___ Dataset entries
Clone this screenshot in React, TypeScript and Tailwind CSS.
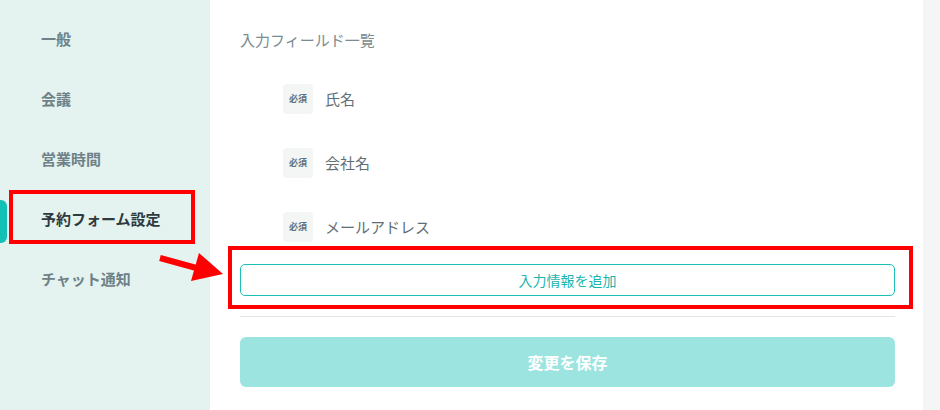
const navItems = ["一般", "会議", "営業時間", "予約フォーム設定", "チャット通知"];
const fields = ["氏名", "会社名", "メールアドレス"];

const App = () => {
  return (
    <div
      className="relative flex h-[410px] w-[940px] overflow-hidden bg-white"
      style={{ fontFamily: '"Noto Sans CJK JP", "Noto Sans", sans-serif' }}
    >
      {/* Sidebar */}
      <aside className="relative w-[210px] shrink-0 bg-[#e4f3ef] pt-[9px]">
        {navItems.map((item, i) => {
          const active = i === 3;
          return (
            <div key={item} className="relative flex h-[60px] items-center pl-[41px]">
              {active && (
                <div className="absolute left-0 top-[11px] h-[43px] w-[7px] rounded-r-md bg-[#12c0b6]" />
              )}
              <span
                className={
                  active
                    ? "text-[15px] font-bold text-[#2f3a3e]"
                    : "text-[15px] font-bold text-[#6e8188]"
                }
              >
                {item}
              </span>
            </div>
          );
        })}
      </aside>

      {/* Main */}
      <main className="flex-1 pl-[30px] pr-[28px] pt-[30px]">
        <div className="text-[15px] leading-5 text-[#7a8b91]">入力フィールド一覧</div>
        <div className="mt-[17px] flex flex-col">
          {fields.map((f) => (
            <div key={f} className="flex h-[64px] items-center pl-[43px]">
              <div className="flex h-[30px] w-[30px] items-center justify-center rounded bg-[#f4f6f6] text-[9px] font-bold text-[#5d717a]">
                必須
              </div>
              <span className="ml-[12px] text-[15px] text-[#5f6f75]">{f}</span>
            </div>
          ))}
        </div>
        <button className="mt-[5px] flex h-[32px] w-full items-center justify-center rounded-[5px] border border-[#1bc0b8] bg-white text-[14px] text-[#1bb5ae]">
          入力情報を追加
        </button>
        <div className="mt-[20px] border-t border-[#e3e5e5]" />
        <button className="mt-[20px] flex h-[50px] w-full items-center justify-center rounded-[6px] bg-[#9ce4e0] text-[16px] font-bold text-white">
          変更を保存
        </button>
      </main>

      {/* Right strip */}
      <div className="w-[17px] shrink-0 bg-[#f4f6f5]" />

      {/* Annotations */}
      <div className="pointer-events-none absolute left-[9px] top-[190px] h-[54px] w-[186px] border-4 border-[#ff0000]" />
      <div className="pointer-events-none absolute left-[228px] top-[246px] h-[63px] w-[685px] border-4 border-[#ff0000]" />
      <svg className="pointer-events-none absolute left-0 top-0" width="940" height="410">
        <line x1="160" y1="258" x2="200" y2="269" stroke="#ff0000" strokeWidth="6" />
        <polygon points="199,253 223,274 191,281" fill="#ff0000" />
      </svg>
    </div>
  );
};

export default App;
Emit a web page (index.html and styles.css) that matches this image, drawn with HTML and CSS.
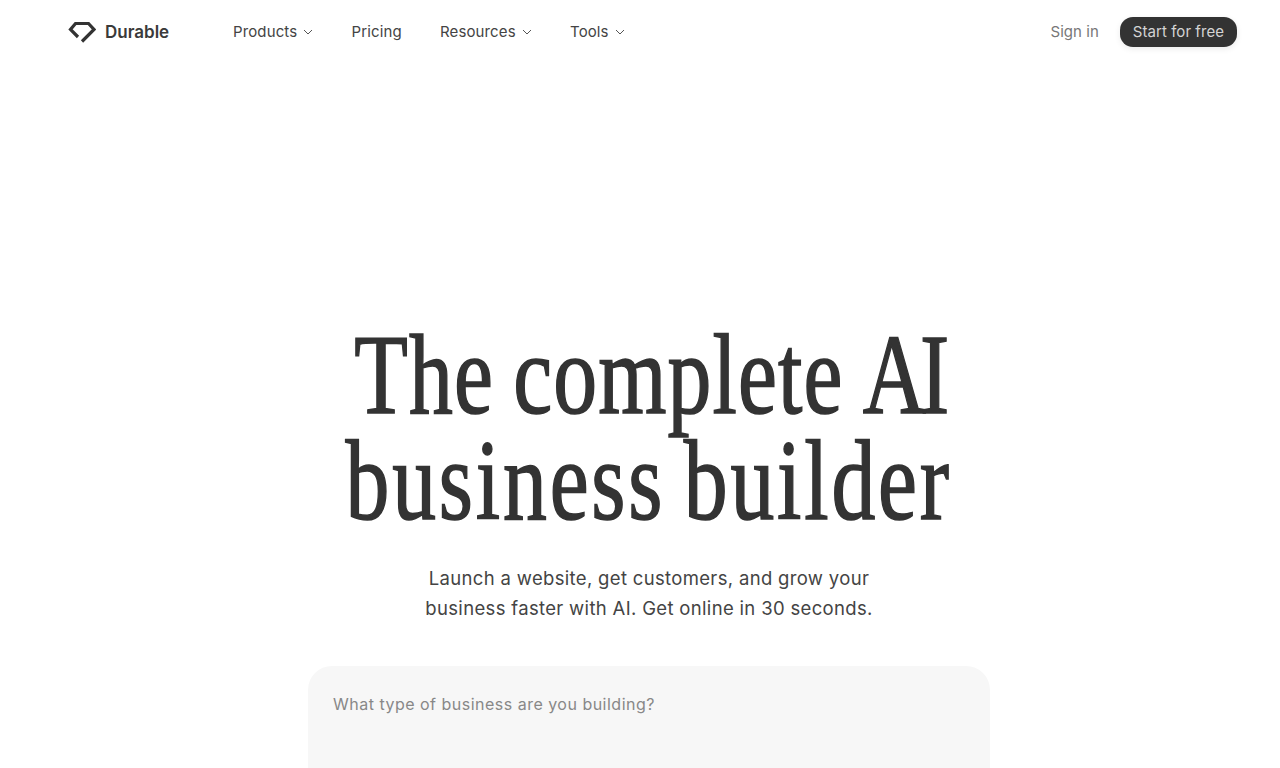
______
* _Task brief_:
All the lines above are to be reproduced exactly, except the pictures.

* _Written response_:
Clone this screenshot in React, TypeScript and Tailwind CSS.
const navItems = ["一般", "会議", "営業時間", "予約フォーム設定", "チャット通知"];
const fields = ["氏名", "会社名", "メールアドレス"];

const App = () => {
  return (
    <div
      className="relative flex h-[410px] w-[940px] overflow-hidden bg-white"
      style={{ fontFamily: '"Noto Sans CJK JP", "Noto Sans", sans-serif' }}
    >
      {/* Sidebar */}
      <aside className="relative w-[210px] shrink-0 bg-[#e4f3ef] pt-[9px]">
        {navItems.map((item, i) => {
          const active = i === 3;
          return (
            <div key={item} className="relative flex h-[60px] items-center pl-[41px]">
              {active && (
                <div className="absolute left-0 top-[11px] h-[43px] w-[7px] rounded-r-md bg-[#12c0b6]" />
              )}
              <span
                className={
                  active
                    ? "text-[15px] font-bold text-[#2f3a3e]"
                    : "text-[15px] font-bold text-[#6e8188]"
                }
              >
                {item}
              </span>
            </div>
          );
        })}
      </aside>

      {/* Main */}
      <main className="flex-1 pl-[30px] pr-[28px] pt-[30px]">
        <div className="text-[15px] leading-5 text-[#7a8b91]">入力フィールド一覧</div>
        <div className="mt-[17px] flex flex-col">
          {fields.map((f) => (
            <div key={f} className="flex h-[64px] items-center pl-[43px]">
              <div className="flex h-[30px] w-[30px] items-center justify-center rounded bg-[#f4f6f6] text-[9px] font-bold text-[#5d717a]">
                必須
              </div>
              <span className="ml-[12px] text-[15px] text-[#5f6f75]">{f}</span>
            </div>
          ))}
        </div>
        <button className="mt-[5px] flex h-[32px] w-full items-center justify-center rounded-[5px] border border-[#1bc0b8] bg-white text-[14px] text-[#1bb5ae]">
          入力情報を追加
        </button>
        <div className="mt-[20px] border-t border-[#e3e5e5]" />
        <button className="mt-[20px] flex h-[50px] w-full items-center justify-center rounded-[6px] bg-[#9ce4e0] text-[16px] font-bold text-white">
          変更を保存
        </button>
      </main>

      {/* Right strip */}
      <div className="w-[17px] shrink-0 bg-[#f4f6f5]" />

      {/* Annotations */}
      <div className="pointer-events-none absolute left-[9px] top-[190px] h-[54px] w-[186px] border-4 border-[#ff0000]" />
      <div className="pointer-events-none absolute left-[228px] top-[246px] h-[63px] w-[685px] border-4 border-[#ff0000]" />
      <svg className="pointer-events-none absolute left-0 top-0" width="940" height="410">
        <line x1="160" y1="258" x2="200" y2="269" stroke="#ff0000" strokeWidth="6" />
        <polygon points="199,253 223,274 191,281" fill="#ff0000" />
      </svg>
    </div>
  );
};

export default App;
Emit a web page (index.html and styles.css) that matches this image, drawn with HTML and CSS.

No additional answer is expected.